Other local and national newscasts airing on Radio-Canada adopted variants of the Téléjournal title beginning in the early 2000s. Local newscasts on Radio-Canada stations used to be known as (city or region name) Ce Soir (This Evening). They are also now called Le Téléjournal, usually followed by the name of the city or region, e.g., Le Téléjournal/Québec on CBVT-DT in Quebec City or Le Téléjournal/Acadie on CBAFT-DT in Moncton, New Brunswick. The Montreal program is Le Téléjournal avec Patrice Roy.

The network's national midday newscast, previously Le Midi and L'heure du midi, was also renamed Le Téléjournal/Midi in the early 2000s. In 2006, its breakfast newscast, Matin Express, was renamed Le Téléjournal/matin. It was later replaced on Radio-Canada with a simulcast of RDI Matin. RDI continues to air a half-hour program titled Le Téléjournal/matin.

==Primetime edition==
The flagship newscast is anchored by Céline Galipeau on Mondays to Thursdays and Pascale Nadeau from Fridays to Sundays. The newscast airs live at 10 pm Eastern Time (ET), 11 pm in the Maritimes, 11:30 pm in Newfoundland, on Radio-Canada stations in Ontario, Quebec and the Atlantic, and on tape delay at 10 pm local in the western provinces. An early edition of the program used to air on RDI at 9 pm ET, but this has been replaced by a separate program titled Le Téléjournal RDI, hosted by Geneviève Asselin. Every Thursday, the Points de vue segment hosted by Galipeau features journalists Tasha Kheiriddin, Michel David and François Cardinal in a question-and-answer session devoted to significant stories of the week.

Bernard Derome anchored the program from 1970 to 1998. He was succeeded by Stéphan Bureau, who anchored the program from 1998 until 2003 when he was replaced by Gilles Gougeon. Derome was brought back as anchor in 2004 in an effort to return the program to its earlier success. He retired from the program again on December 18, 2008. Galipeau, who succeeded Derome as the program's main anchor, used to be the weekend anchor.

On August 17, 2026, Azeb Wolde-Giorghis will replace Galipeau as the main anchor.

==Local Téléjournals==
Local newscasts under the Téléjournal name air on all stations in the Radio-Canada network. The newscasts run for 30 minutes, except for Ontario and some Quebec stations, where it runs for an hour.

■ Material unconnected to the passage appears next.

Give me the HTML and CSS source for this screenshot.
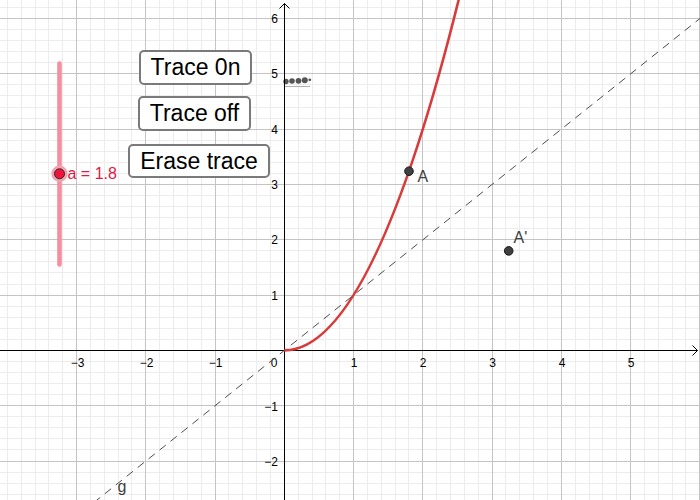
FILE: index.html
```html
<!DOCTYPE html>
<html>
<head>
<meta charset="utf-8">
<link rel="stylesheet" href="styles.css">
</head>
<body>
<div class="stage">
  <svg class="graph" width="700" height="500" viewBox="0 0 700 500" xmlns="http://www.w3.org/2000/svg">
    <path class="minor" d="M7.5 0V500M21.5 0V500M35.5 0V500M48.5 0V500M62.5 0V500M90.5 0V500M104.5 0V500M118.5 0V500M131.5 0V500M159.5 0V500M173.5 0V500M187.5 0V500M201.5 0V500M228.5 0V500M242.5 0V500M256.5 0V500M270.5 0V500M298.5 0V500M312.5 0V500M325.5 0V500M339.5 0V500M367.5 0V500M381.5 0V500M395.5 0V500M408.5 0V500M436.5 0V500M450.5 0V500M464.5 0V500M478.5 0V500M505.5 0V500M519.5 0V500M533.5 0V500M547.5 0V500M575.5 0V500M589.5 0V500M602.5 0V500M616.5 0V500M644.5 0V500M658.5 0V500M672.5 0V500M685.5 0V500
    M0 7.5H700M0 29.5H700M0 40.5H700M0 51.5H700M0 62.5H700M0 84.5H700M0 95.5H700M0 107.5H700M0 118.5H700M0 140.5H700M0 151.5H700M0 162.5H700M0 173.5H700M0 195.5H700M0 206.5H700M0 217.5H700M0 228.5H700M0 250.5H700M0 261.5H700M0 272.5H700M0 284.5H700M0 306.5H700M0 317.5H700M0 328.5H700M0 339.5H700M0 361.5H700M0 372.5H700M0 383.5H700M0 394.5H700M0 416.5H700M0 427.5H700M0 438.5H700M0 449.5H700M0 472.5H700M0 483.5H700M0 494.5H700"/>
    <path class="major" d="M76.5 0V500M145.5 0V500M215.5 0V500M353.5 0V500M422.5 0V500M492.5 0V500M561.5 0V500M630.5 0V500M699.5 0V500
    M0 18.5H700M0 73.5H700M0 129.5H700M0 184.5H700M0 239.5H700M0 295.5H700M0 405.5H700M0 461.5H700"/>

    <!-- trace artefact -->
    <path class="trace-line" d="M285 86.5H310"/>
    <circle class="trace-dot" cx="286" cy="81.5" r="2.7"/>
    <circle class="trace-dot" cx="292" cy="81" r="2.8"/>
    <circle class="trace-dot" cx="298.5" cy="80.8" r="2.9"/>
    <circle class="trace-dot" cx="304.8" cy="80.3" r="3"/>
    <circle class="trace-dot" cx="309.8" cy="79.8" r="1.4"/>

    <!-- axes -->
    <path class="axis" d="M0 350.5H697.5M284.5 3.5V500"/>
    <polyline class="axis" points="692.5,345.5 697.5,350.5 692.5,355.5"/>
    <polyline class="axis" points="279.5,8.5 284.5,3.5 289.5,8.5"/>

    <!-- axis labels -->
    <g class="lbl">
      <text x="77.5" y="366.5" text-anchor="middle">−3</text>
      <text x="146.5" y="366.5" text-anchor="middle">−2</text>
      <text x="215.5" y="366.5" text-anchor="middle">−1</text>
      <text x="274" y="366.5" text-anchor="middle">0</text>
      <text x="354" y="366.5" text-anchor="middle">1</text>
      <text x="423" y="366.5" text-anchor="middle">2</text>
      <text x="492.5" y="366.5" text-anchor="middle">3</text>
      <text x="562" y="366.5" text-anchor="middle">4</text>
      <text x="631" y="366.5" text-anchor="middle">5</text>
      <text x="278" y="23" text-anchor="end">6</text>
      <text x="278" y="78.3" text-anchor="end">5</text>
      <text x="278" y="133.6" text-anchor="end">4</text>
      <text x="278" y="188.9" text-anchor="end">3</text>
      <text x="278" y="244.2" text-anchor="end">2</text>
      <text x="278" y="299.5" text-anchor="end">1</text>
      <text x="278" y="410.5" text-anchor="end">−1</text>
      <text x="278" y="465.8" text-anchor="end">−2</text>
    </g>

    <!-- line g: y = x -->
    <path class="dashed" d="M93.9 502.5L703.3 15.8"/>
    <text class="name" x="117.5" y="491.5">g</text>

    <!-- curve -->
    <path class="curve" d="M284.3 350.4Q374.3 350.4 464.35 -23.4"/>

    <!-- points -->
    <circle class="pt" cx="409" cy="171.2" r="4.3"/>
    <text class="name" x="417.5" y="182">A</text>
    <circle class="pt" cx="508.7" cy="250.9" r="4.3"/>
    <text class="name" x="513.5" y="243">A'</text>

    <!-- slider -->
    <path class="slider-track" d="M59.5 63.5V264.5"/>
    <circle class="slider-halo" cx="59.5" cy="173.8" r="8.2"/>
    <circle class="slider-knob" cx="59.5" cy="173.8" r="5"/>
    <text class="slider-lbl" x="67.5" y="179">a = 1.8</text>
  </svg>

  <div class="controls">
    <div class="btn btn-on">Trace 0n</div>
    <div class="btn btn-off">Trace off</div>
    <div class="btn btn-erase">Erase trace</div>
  </div>
</div>
</body>
</html>
```
FILE: styles.css
```css
html, body {
  margin: 0;
  padding: 0;
  background: #ffffff;
}

.stage {
  position: relative;
  width: 700px;
  height: 500px;
  overflow: hidden;
  background: #ffffff;
}

.graph {
  display: block;
}

.minor {
  stroke: #ececec;
  stroke-width: 1;
  fill: none;
}

.major {
  stroke: #c4c4c4;
  stroke-width: 1;
  fill: none;
}

.axis {
  stroke: #000000;
  stroke-width: 1;
  fill: none;
}

.lbl text {
  font-family: "Liberation Sans", Arial, sans-serif;
  font-size: 12px;
  fill: #000000;
}

.dashed {
  stroke: #4d4d4d;
  stroke-width: 1;
  stroke-dasharray: 8 6;
  fill: none;
}

.curve {
  stroke: #d93b3b;
  stroke-width: 2.6;
  fill: none;
}

.pt {
  fill: #404040;
  stroke: #1a1a1a;
  stroke-width: 1;
}

.name {
  font-family: "Liberation Sans", Arial, sans-serif;
  font-size: 16px;
  fill: #404040;
}

.trace-line {
  stroke: #b0b0b0;
  stroke-width: 1;
}

.trace-dot {
  fill: #555555;
}

.slider-track {
  stroke: #f58fa0;
  stroke-width: 4.6;
  stroke-linecap: round;
  fill: none;
}

.slider-halo {
  fill: #f0a3b0;
}

.slider-knob {
  fill: #f0133c;
  stroke: #2a2a2a;
  stroke-width: 1;
}

.slider-lbl {
  font-family: "Liberation Sans", Arial, sans-serif;
  font-size: 16px;
  fill: #e3173f;
}

.controls {
  position: absolute;
  left: 128px;
  top: 50px;
  display: flex;
  flex-direction: column;
  align-items: flex-start;
}

.btn {
  box-sizing: border-box;
  height: 35px;
  border: 2px solid #7a7a7a;
  border-radius: 5px;
  background: #ffffff;
  font-family: "Liberation Sans", Arial, sans-serif;
  font-size: 23px;
  color: #000000;
  display: flex;
  align-items: center;
  justify-content: center;
  white-space: nowrap;
}

.btn-on {
  width: 113px;
  margin-left: 11px;
}

.btn-off {
  width: 113px;
  margin-left: 10px;
  margin-top: 11px;
}

.btn-erase {
  width: 142px;
  height: 34px;
  margin-top: 13px;
}
```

Local newscasts, called Le Téléjournal (name of region/city) unless otherwise indicated, are produced in the following regions hosted by the following anchors.

- Alberta (CBXFT-DT) - Jean-Emmanuel Fortier in Edmonton, Fuat Seker in Calgary
- Atlantic Canada (CBAFT-DT, as Le Téléjournal/Acadie) - Karine Godin, Janic Godin
- Bas-Saint-Laurent/Côte-Nord/Gaspésie (CJBR-DT, as Le Téléjournal/Est du Québec) - Charles-Alexandre Tisseyre, Denis Leduc
- British Columbia (CBUFT-DT) - Julie Carpentier, Noémie Moukanda
- Estrie (CKSH-DT) - Marie Eve Lacas, Pierrick Pichette
- Manitoba (including Ontario within CT) (CBWFT-DT) - Godlove Kamwa, Cedrick Noufele
- Mauricie–Centre-du-Québec (CKTM-DT) - Julie Grenon, Jonathan Roberge
- Montreal (CBFT-DT, as Le Téléjournal avec Patrice Roy) - Patrice Roy
- Ontario (ET areas only) (CBLFT-DT; late nights on CBOFT-DT) - Mathieu Simard, Sébastien St-François
- Ottawa–Gatineau (CBOFT-DT evenings) - Mathieu Nadon, Daniel Bouchard
- Quebec City (CBVT-DT) - Bruno Savard, Louis-Simon Lapointe
- Saguenay–Lac-Saint-Jean (CKTV-DT) - Mélanie Patry, Jean-François Coulombe
- Saskatchewan (CBKFT-DT) - Julien Lecacheur, Philippine François-Gascard

The network's two now-defunct private affiliates aired newscasts at 6:30 pm, after simulcasting one of the network-owned stations' newscasts.

- Abitibi-Témiscamingue (CKRN-DT) - Alexandre Dubé (following Le Téléjournal Grand Montréal 18 h); CKRN-DT closed down in 2018.
- Bas-Saint-Laurent/Charlevoix (CKRT-DT) - Marc Larouche (following Le Téléjournal/Est du Québec); CKRT-DT closed down in 2021.